Unified Russia has filed 11 cases against newspapers in the city of Saratov alone, having recently won a hefty decision against one cash-strapped paper. Neither Putin nor the vast majority of the nearly 70 Category A officials (federal ministers and regional heads) running for the Duma on the Unified Russia ticket is taking administrative leave during the campaign. The governor of Novosibirsk region told journalists he can't leave his post because of upcoming events like " the celebration of the harvest, the 70th anniversary of the oblast, and the coming of winter."

5) Election results will reflect the public will. This myth is perhaps the most important from the Kremlin's point of view. Analysts in Russia and the West have argued Putin is seeking a landslide in the elections so he can -- under the cover of an apparent popular mandate -- affect some unspecified major overhaul to the state structure and/or the constitution.
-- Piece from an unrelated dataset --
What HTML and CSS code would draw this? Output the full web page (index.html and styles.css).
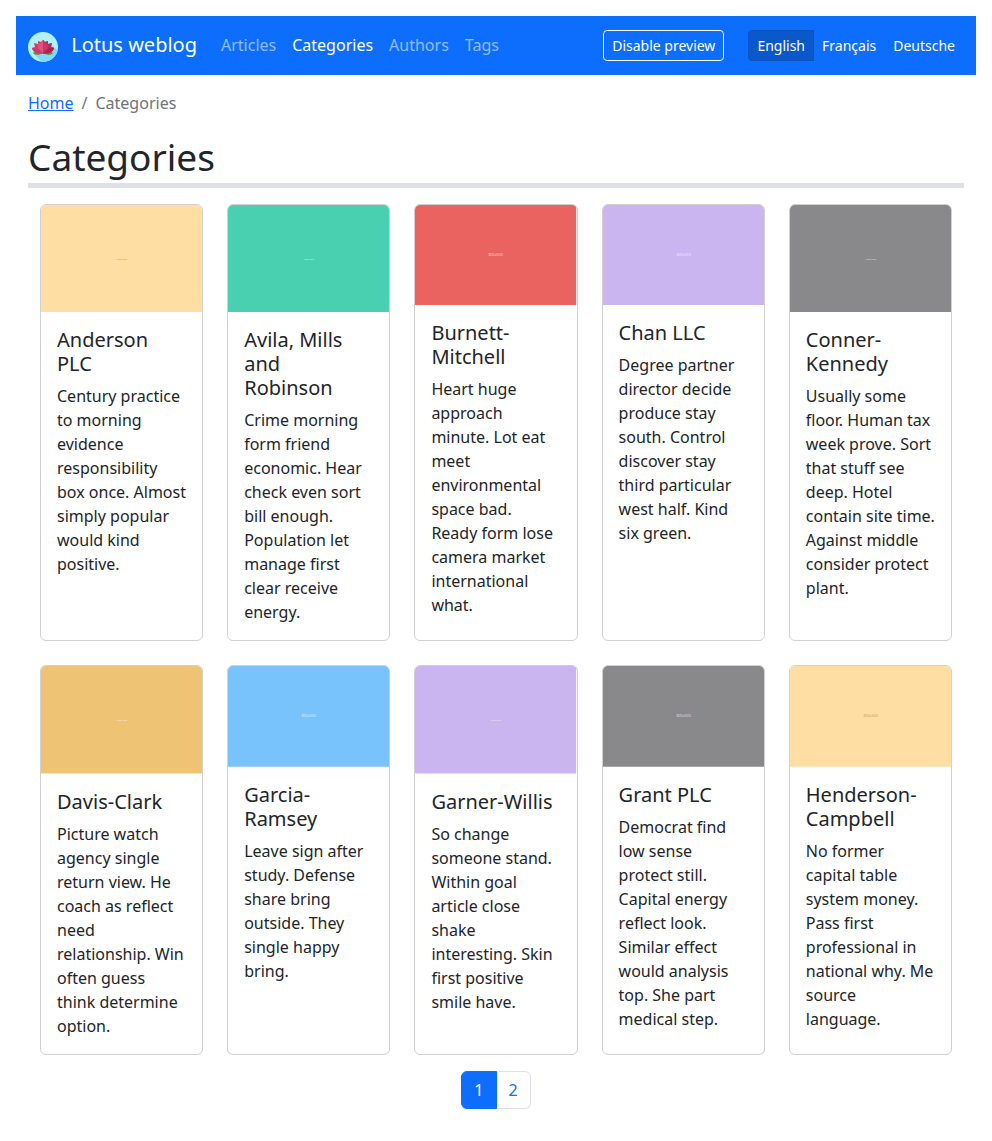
FILE: index.html
```html
<!DOCTYPE html>
<html lang="en">
<head>
<meta charset="utf-8">
<meta name="viewport" content="width=device-width, initial-scale=1">
<title>Categories - Lotus weblog</title>
<link rel="stylesheet" href="styles.css">
</head>
<body>
<nav class="navbar">
  <a class="brand" href="#">
    <svg class="brand-logo" viewBox="0 0 30 30" aria-hidden="true">
      <defs><clipPath id="disc"><circle cx="15" cy="15" r="15"/></clipPath></defs>
      <g clip-path="url(#disc)">
        <path fill="#b3f0f5" d="M0 0h30v30H0z"/>
        <path fill="#80d8fb" d="M5 21l10-3 10-4 5 5v11H14z"/>
        <path fill="#639a2e" d="M5 21c2-2 5-2 10-1 5-1 8-1 10 1-2 3-7 2-10 0-3 2-8 3-10 0z"/>
        <path fill="#d23c6c" d="M4 16l3-1-1-4 4 1V9l3 1 2-2 2 2 3-1v3l4-1-1 4 3 1c-1 4-5 6-11 5.500C9 22 5 20 4 16z"/>
        <path fill="#b92a5b" d="M15 8l2 2 3-1v3l4-1-1 4 3 1c-1 4-5 6-11 5.500z"/>
        <path fill="#e0527d" d="M10 12l3-2 2-2v13c-4-1-6-5-5-9z"/>
        <path fill="#c93668" d="M15 8l2 2 3 3c1 3-2 6-5 8z"/>
        <path fill="#ce3a69" d="M4 16c4-1 8 1 11 5.500C9 22 5 20 4 16z"/>
        <path fill="#a92451" d="M26 16c-4-1-8 1-11 5.500C21 22 25 20 26 16z"/>
      </g>
    </svg>
    Lotus weblog</a>
  <ul class="nav-links">
    <li><a href="#">Articles</a></li>
    <li><a class="active" href="#" aria-current="page">Categories</a></li>
    <li><a href="#">Authors</a></li>
    <li><a href="#">Tags</a></li>
  </ul>
  <div class="nav-tools">
    <button class="btn btn-outline" type="button">Disable preview</button>
    <div class="languages" role="group" aria-label="Language">
      <a class="btn active" href="#">English</a>
      <a class="btn" href="#">Français</a>
      <a class="btn" href="#">Deutsche</a>
    </div>
  </div>
</nav>
<main class="content">
  <nav aria-label="Breadcrumb">
    <ol class="breadcrumb">
      <li><a href="#">Home</a></li>
      <li aria-current="page">Categories</li>
    </ol>
  </nav>
  <h1 class="page-title">Categories</h1>
  <div class="cards">
    <article class="card">
      <svg class="cover cream" viewBox="0 0 1200 800"><rect width="1200" height="800"/><text x="600" y="406">1200x800</text></svg>
      <div class="card-body"><h2>Anderson PLC</h2><p>Century practice to morning evidence responsibility box once. Almost simply popular would kind positive.</p></div>
    </article>
    <article class="card">
      <svg class="cover green" viewBox="0 0 1200 800"><rect width="1200" height="800"/><text x="600" y="406">1200x800</text></svg>
      <div class="card-body"><h2>Avila, Mills and Robinson</h2><p>Crime morning form friend economic. Hear check even sort bill enough. Population let manage first clear receive energy.</p></div>
    </article>
    <article class="card">
      <svg class="cover red" viewBox="0 0 800 500"><rect width="800" height="500"/><text x="400" y="252">800x500</text></svg>
      <div class="card-body"><h2>Burnett-Mitchell</h2><p>Heart huge approach minute. Lot eat meet environmental space bad. Ready form lose camera market international what.</p></div>
    </article>
    <article class="card">
      <svg class="cover purple" viewBox="0 0 800 500"><rect width="800" height="500"/><text x="400" y="252">800x500</text></svg>
      <div class="card-body"><h2>Chan LLC</h2><p>Degree partner director decide produce stay south. Control discover stay third particular west half. Kind six green.</p></div>
    </article>
    <article class="card">
      <svg class="cover gray" viewBox="0 0 1200 800"><rect width="1200" height="800"/><text x="600" y="406">1200x800</text></svg>
      <div class="card-body"><h2>Conner-Kennedy</h2><p>Usually some floor. Human tax week prove. Sort that stuff see deep. Hotel contain site time. Against middle consider protect plant.</p></div>
    </article>
    <article class="card">
      <svg class="cover gold" viewBox="0 0 1200 800"><rect width="1200" height="800"/><text x="600" y="406">1200x800</text></svg>
      <div class="card-body"><h2>Davis-Clark</h2><p>Picture watch agency single return view. He coach as reflect need relationship. Win often guess think determine option.</p></div>
    </article>
    <article class="card">
      <svg class="cover blue" viewBox="0 0 800 500"><rect width="800" height="500"/><text x="400" y="252">800x500</text></svg>
      <div class="card-body"><h2>Garcia-Ramsey</h2><p>Leave sign after study. Defense share bring outside. They single happy bring.</p></div>
    </article>
    <article class="card">
      <svg class="cover purple" viewBox="0 0 1200 800"><rect width="1200" height="800"/><text x="600" y="406">1200x800</text></svg>
      <div class="card-body"><h2>Garner-Willis</h2><p>So change someone stand. Within goal article close shake interesting. Skin first positive smile have.</p></div>
    </article>
    <article class="card">
      <svg class="cover gray" viewBox="0 0 800 500"><rect width="800" height="500"/><text x="400" y="252">800x500</text></svg>
      <div class="card-body"><h2>Grant PLC</h2><p>Democrat find low sense protect still. Capital energy reflect look. Similar effect would analysis top. She part medical step.</p></div>
    </article>
    <article class="card">
      <svg class="cover cream" viewBox="0 0 800 500"><rect width="800" height="500"/><text x="400" y="252">800x500</text></svg>
      <div class="card-body"><h2>Henderson-Campbell</h2><p>No former capital table system money. Pass first professional in national why. Me source language.</p></div>
    </article>
  </div>
  <nav aria-label="Pages">
    <ul class="pagination">
      <li><a class="active" href="#" aria-current="page">1</a></li>
      <li><a href="#">2</a></li>
    </ul>
  </nav>
</main>
</body>
</html>
```
FILE: styles.css
```css
* { box-sizing: border-box; }

body {
  margin: 0;
  padding: 16px;
  background: #fff;
  color: #212529;
  font-family: "Noto Sans", "Liberation Sans", sans-serif;
  font-size: 16px;
  line-height: 24px;
}

ul, ol { margin: 0; padding: 0; list-style: none; }

/* Top bar */
.navbar {
  display: flex;
  align-items: center;
  padding: 8px 12px;
  background: #0d6efd;
}
.brand {
  margin-right: 16px;
  padding: 6px 0 5px;
  color: #fff;
  font-size: 20px;
  line-height: 30px;
  text-decoration: none;
  white-space: nowrap;
}
.brand-logo {
  width: 30px;
  height: 30px;
  margin-right: 8px;
  vertical-align: middle;
}
.nav-links { display: flex; }
.nav-links a {
  display: block;
  padding: 8px;
  color: rgba(255, 255, 255, .55);
  text-decoration: none;
}
.nav-links .active { color: #fff; }
.nav-tools { display: flex; gap: 24px; margin-left: auto; }

.btn {
  padding: 4px 8px;
  border: 1px solid transparent;
  background: none;
  color: #fff;
  font-family: inherit;
  font-size: 14px;
  line-height: 21px;
  text-decoration: none;
}
.btn-outline { border-color: #f8f9fa; border-radius: 4px; }
.languages { display: flex; }
.languages .btn + .btn { margin-left: -1px; }
.languages .active {
  border-color: #0a53be;
  border-radius: 4px 0 0 4px;
  background: #0a58ca;
}

/* Page heading */
.content { padding: 16px 12px; }
.breadcrumb { display: flex; margin-bottom: 16px; color: #6c757d; }
.breadcrumb li + li::before { content: "/"; padding: 0 8px; }
.breadcrumb a { color: #0d6efd; }
.page-title {
  margin: 0 0 16px;
  padding: 2px 0;
  border-bottom: 5px solid #dee2e6;
  font-size: 37px;
  font-weight: 400;
  line-height: 1.3;
}

/* Category cards */
.cards {
  display: grid;
  grid-template-columns: repeat(5, minmax(0, 1fr));
  gap: 24px;
  padding: 0 12px;
}
.card {
  overflow: hidden;
  border: 1px solid #d0d0d1;
  border-radius: 6px;
}
.cover { display: block; width: 100%; }
.cover text {
  fill: #fff;
  fill-opacity: .7;
  font-size: 18px;
  text-anchor: middle;
}
.cream rect { fill: #ffdea3; }
.cream text { fill: #a08040; }
.green rect { fill: #48d0b0; }
.red rect { fill: #eb6361; }
.purple rect { fill: #cab5f0; }
.gray rect { fill: #89898b; }
.gold rect { fill: #eec374; }
.blue rect { fill: #79c3fd; }
.card-body { padding: 16px; }
.card h2 {
  margin: 0 0 8px;
  font-size: 20px;
  font-weight: 400;
  line-height: 24px;
}
.card p { margin: 0; }

.pagination { display: flex; justify-content: center; margin-top: 16px; }
.pagination a {
  display: block;
  padding: 6px 12px;
  border: 1px solid #dee2e6;
  border-left: 0;
  border-radius: 0 6px 6px 0;
  color: #0d6efd;
  text-decoration: none;
}
.pagination .active {
  border: 1px solid #0d6efd;
  border-radius: 6px 0 0 6px;
  background: #0d6efd;
  color: #fff;
}
```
Those changes will likely institutionalize Putin's increasingly totalitarian political system by introducing further antidemocratic measures such as the elimination of the direct election of the president.

No one knows what those changes -- "Putin's Plan" -- will be. So no one can vote for them. But even if Russians did know what that plan is, a political system without alternatives cannot produce an endorsement of that plan. Fewer than one in five respondents in the RFE/RL poll believe the results of the vote will reflect the true will of the electorate.

The Russian legislative elections will produce a "landslide," but it will be no more meaningful than similar landslides that are produced in other controlled political systems, such as those in most Central Asian countries. Unified Russia's victory will be a victory for Putin and his circle. But it won't be anything more than that.